WORK INSTRUCTIONS: Please output every line of the material as it stands, without the pictures.

DATA SHOWN:
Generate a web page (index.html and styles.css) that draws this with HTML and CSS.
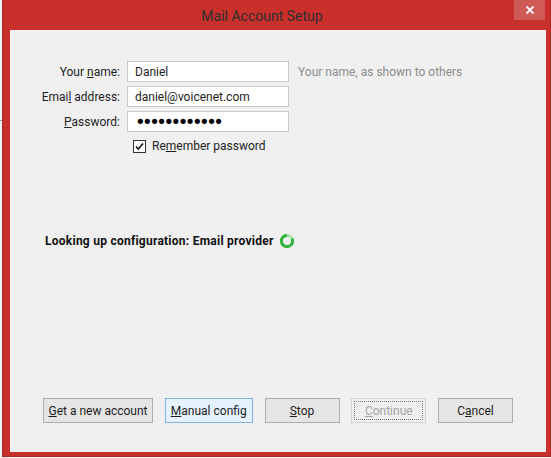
FILE: index.html
```html
<!DOCTYPE html>
<html>
<head>
<meta charset="utf-8">
<link rel="stylesheet" href="styles.css">
</head>
<body>
<div class="desk-line"></div>
<div class="window">
  <div class="titlebar">
    <div class="title">Mail Account Setup</div>
    <div class="close">
      <svg width="10" height="10" viewBox="0 0 10 10"><path d="M1.5 1.5 L8.5 8.5 M8.5 1.5 L1.5 8.5" stroke="#fff" stroke-width="1.8" fill="none"/></svg>
    </div>
  </div>
  <div class="content">
    <div class="form">
      <label class="lbl">Your <u>n</u>ame:</label>
      <input class="field" type="text" value="Daniel">
      <span class="hint">Your name, as shown to others</span>

      <label class="lbl">Emai<u>l</u> address:</label>
      <input class="field" type="text" value="daniel@voicenet.com">
      <span></span>

      <label class="lbl"><u>P</u>assword:</label>
      <input class="field pw" type="password" value="aaaaaaaaaaaa">
      <span></span>

      <span></span>
      <div class="remember">
        <span class="check"><svg width="11" height="11" viewBox="0 0 11 11"><path d="M2 5.5 L4.3 8 L9 2.5" stroke="#111" stroke-width="1.6" fill="none"/></svg></span>
        <span>Re<u>m</u>ember password</span>
      </div>
      <span></span>
    </div>

    <div class="status">
      <span>Looking up configuration: Email provider</span>
      <svg class="spinner" width="16" height="16" viewBox="0 0 16 16">
        <circle cx="8" cy="8" r="5.6" stroke="#a9e2ab" stroke-width="3" fill="none"/>
        <path d="M8 2.4 A5.6 5.6 0 1 0 13.1 5.7" stroke="#34b53c" stroke-width="3" fill="none"/>
      </svg>
    </div>

    <div class="buttons">
      <button class="btn w110"><u>G</u>et a new account</button>
      <button class="btn w88 hot"><u>M</u>anual config</button>
      <button class="btn w75"><u>S</u>top</button>
      <button class="btn w75 disabled"><span class="focus"><u>C</u>ontinue</span></button>
      <button class="btn w75">C<u>a</u>ncel</button>
    </div>
  </div>
</div>
</body>
</html>
```
FILE: styles.css
```css
html, body {
  margin: 0;
  padding: 0;
}
body {
  width: 551px;
  height: 458px;
  background: #f4f4f4;
  position: relative;
  overflow: hidden;
  font-family: Roboto, "Noto Sans", sans-serif;
  font-size: 12px;
  color: #1e1e1e;
}
.desk-line {
  position: absolute;
  left: 0;
  top: 120px;
  width: 2px;
  height: 1px;
  background: #a0a0a0;
}
.window {
  margin-left: 2px;
  width: 549px;
  height: 457px;
  box-sizing: border-box;
  background: #c9302c;
  border: 1px solid #a82a26;
  border-top: none;
  padding: 0 4px 4px 7px;
  display: flex;
  flex-direction: column;
}
.titlebar {
  height: 30px;
  display: flex;
  align-items: flex-start;
}
.title {
  flex: 1;
  text-align: center;
  font-size: 14px;
  line-height: 20px;
  padding-top: 6px;
  color: #2e2e2e;
}
.close {
  width: 31px;
  height: 20px;
  margin-right: 1px;
  background: #d05a56;
  display: flex;
  align-items: center;
  justify-content: center;
}
.content {
  flex: 1;
  background: #f0f0f0;
  display: flex;
  flex-direction: column;
}
.form {
  margin-top: 31px;
  display: grid;
  grid-template-columns: 110px 162px auto;
  column-gap: 7px;
  row-gap: 4px;
  align-items: center;
}
.lbl {
  text-align: right;
}
.field {
  box-sizing: border-box;
  width: 162px;
  height: 21px;
  margin: 0;
  border: 1px solid #c9c9c9;
  background: #fff;
  padding: 0 7px;
  font-family: inherit;
  font-size: 12px;
  color: #1e1e1e;
  outline: none;
}
.pw {
  font-family: "DejaVu Sans", sans-serif;
  font-size: 18px;
  letter-spacing: -3.5px;
  color: #000;
}
.hint {
  margin-left: 2px;
  color: #8d8d8d;
}
.remember {
  display: flex;
  align-items: center;
  gap: 6px;
  margin-top: 3px;
  padding-left: 6px;
}
.check {
  box-sizing: border-box;
  width: 13px;
  height: 13px;
  border: 1px solid #333;
  background: #fff;
  display: flex;
  align-items: center;
  justify-content: center;
}
.status {
  margin-top: 80px;
  padding-left: 35px;
  display: flex;
  align-items: center;
  gap: 5px;
  font-weight: bold;
  letter-spacing: 0.25px;
  color: #111;
}
.spinner {
  display: block;
}
.buttons {
  margin-top: auto;
  margin-bottom: 29px;
  padding: 0 33px;
  display: flex;
  justify-content: space-between;
}
.btn {
  box-sizing: border-box;
  height: 25px;
  margin: 0;
  padding: 0;
  border: 1px solid #adadad;
  background: #e5e5e5;
  font-family: inherit;
  font-size: 12px;
  color: #1e1e1e;
}
.w110 { width: 110px; }
.w88 { width: 88px; }
.w75 { width: 75px; }
.hot {
  background: #e5f1fb;
  border-color: #7eb4ea;
}
.disabled {
  background: #efefef;
  border-color: #d4d4d4;
  color: #a3a3a3;
  padding: 2px;
}
.focus {
  display: flex;
  align-items: center;
  justify-content: center;
  height: 100%;
  border: 1px dotted #777;
  box-sizing: border-box;
}
```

WRITTEN RESPONSE:
Generate a web page (index.html and styles.css) that draws this with HTML and CSS.
FILE: index.html
```html
<!DOCTYPE html>
<html>
<head>
<meta charset="utf-8">
<link rel="stylesheet" href="styles.css">
</head>
<body>
<div class="desk-line"></div>
<div class="window">
  <div class="titlebar">
    <div class="title">Mail Account Setup</div>
    <div class="close">
      <svg width="10" height="10" viewBox="0 0 10 10"><path d="M1.5 1.5 L8.5 8.5 M8.5 1.5 L1.5 8.5" stroke="#fff" stroke-width="1.8" fill="none"/></svg>
    </div>
  </div>
  <div class="content">
    <div class="form">
      <label class="lbl">Your <u>n</u>ame:</label>
      <input class="field" type="text" value="Daniel">
      <span class="hint">Your name, as shown to others</span>

      <label class="lbl">Emai<u>l</u> address:</label>
      <input class="field" type="text" value="daniel@voicenet.com">
      <span></span>

      <label class="lbl"><u>P</u>assword:</label>
      <input class="field pw" type="password" value="aaaaaaaaaaaa">
      <span></span>

      <span></span>
      <div class="remember">
        <span class="check"><svg width="11" height="11" viewBox="0 0 11 11"><path d="M2 5.5 L4.3 8 L9 2.5" stroke="#111" stroke-width="1.6" fill="none"/></svg></span>
        <span>Re<u>m</u>ember password</span>
      </div>
      <span></span>
    </div>

    <div class="status">
      <span>Looking up configuration: Email provider</span>
      <svg class="spinner" width="16" height="16" viewBox="0 0 16 16">
        <circle cx="8" cy="8" r="5.6" stroke="#a9e2ab" stroke-width="3" fill="none"/>
        <path d="M8 2.4 A5.6 5.6 0 1 0 13.1 5.7" stroke="#34b53c" stroke-width="3" fill="none"/>
      </svg>
    </div>

    <div class="buttons">
      <button class="btn w110"><u>G</u>et a new account</button>
      <button class="btn w88 hot"><u>M</u>anual config</button>
      <button class="btn w75"><u>S</u>top</button>
      <button class="btn w75 disabled"><span class="focus"><u>C</u>ontinue</span></button>
      <button class="btn w75">C<u>a</u>ncel</button>
    </div>
  </div>
</div>
</body>
</html>
```
FILE: styles.css
```css
html, body {
  margin: 0;
  padding: 0;
}
body {
  width: 551px;
  height: 458px;
  background: #f4f4f4;
  position: relative;
  overflow: hidden;
  font-family: Roboto, "Noto Sans", sans-serif;
  font-size: 12px;
  color: #1e1e1e;
}
.desk-line {
  position: absolute;
  left: 0;
  top: 120px;
  width: 2px;
  height: 1px;
  background: #a0a0a0;
}
.window {
  margin-left: 2px;
  width: 549px;
  height: 457px;
  box-sizing: border-box;
  background: #c9302c;
  border: 1px solid #a82a26;
  border-top: none;
  padding: 0 4px 4px 7px;
  display: flex;
  flex-direction: column;
}
.titlebar {
  height: 30px;
  display: flex;
  align-items: flex-start;
}
.title {
  flex: 1;
  text-align: center;
  font-size: 14px;
  line-height: 20px;
  padding-top: 6px;
  color: #2e2e2e;
}
.close {
  width: 31px;
  height: 20px;
  margin-right: 1px;
  background: #d05a56;
  display: flex;
  align-items: center;
  justify-content: center;
}
.content {
  flex: 1;
  background: #f0f0f0;
  display: flex;
  flex-direction: column;
}
.form {
  margin-top: 31px;
  display: grid;
  grid-template-columns: 110px 162px auto;
  column-gap: 7px;
  row-gap: 4px;
  align-items: center;
}
.lbl {
  text-align: right;
}
.field {
  box-sizing: border-box;
  width: 162px;
  height: 21px;
  margin: 0;
  border: 1px solid #c9c9c9;
  background: #fff;
  padding: 0 7px;
  font-family: inherit;
  font-size: 12px;
  color: #1e1e1e;
  outline: none;
}
.pw {
  font-family: "DejaVu Sans", sans-serif;
  font-size: 18px;
  letter-spacing: -3.5px;
  color: #000;
}
.hint {
  margin-left: 2px;
  color: #8d8d8d;
}
.remember {
  display: flex;
  align-items: center;
  gap: 6px;
  margin-top: 3px;
  padding-left: 6px;
}
.check {
  box-sizing: border-box;
  width: 13px;
  height: 13px;
  border: 1px solid #333;
  background: #fff;
  display: flex;
  align-items: center;
  justify-content: center;
}
.status {
  margin-top: 80px;
  padding-left: 35px;
  display: flex;
  align-items: center;
  gap: 5px;
  font-weight: bold;
  letter-spacing: 0.25px;
  color: #111;
}
.spinner {
  display: block;
}
.buttons {
  margin-top: auto;
  margin-bottom: 29px;
  padding: 0 33px;
  display: flex;
  justify-content: space-between;
}
.btn {
  box-sizing: border-box;
  height: 25px;
  margin: 0;
  padding: 0;
  border: 1px solid #adadad;
  background: #e5e5e5;
  font-family: inherit;
  font-size: 12px;
  color: #1e1e1e;
}
.w110 { width: 110px; }
.w88 { width: 88px; }
.w75 { width: 75px; }
.hot {
  background: #e5f1fb;
  border-color: #7eb4ea;
}
.disabled {
  background: #efefef;
  border-color: #d4d4d4;
  color: #a3a3a3;
  padding: 2px;
}
.focus {
  display: flex;
  align-items: center;
  justify-content: center;
  height: 100%;
  border: 1px dotted #777;
  box-sizing: border-box;
}
```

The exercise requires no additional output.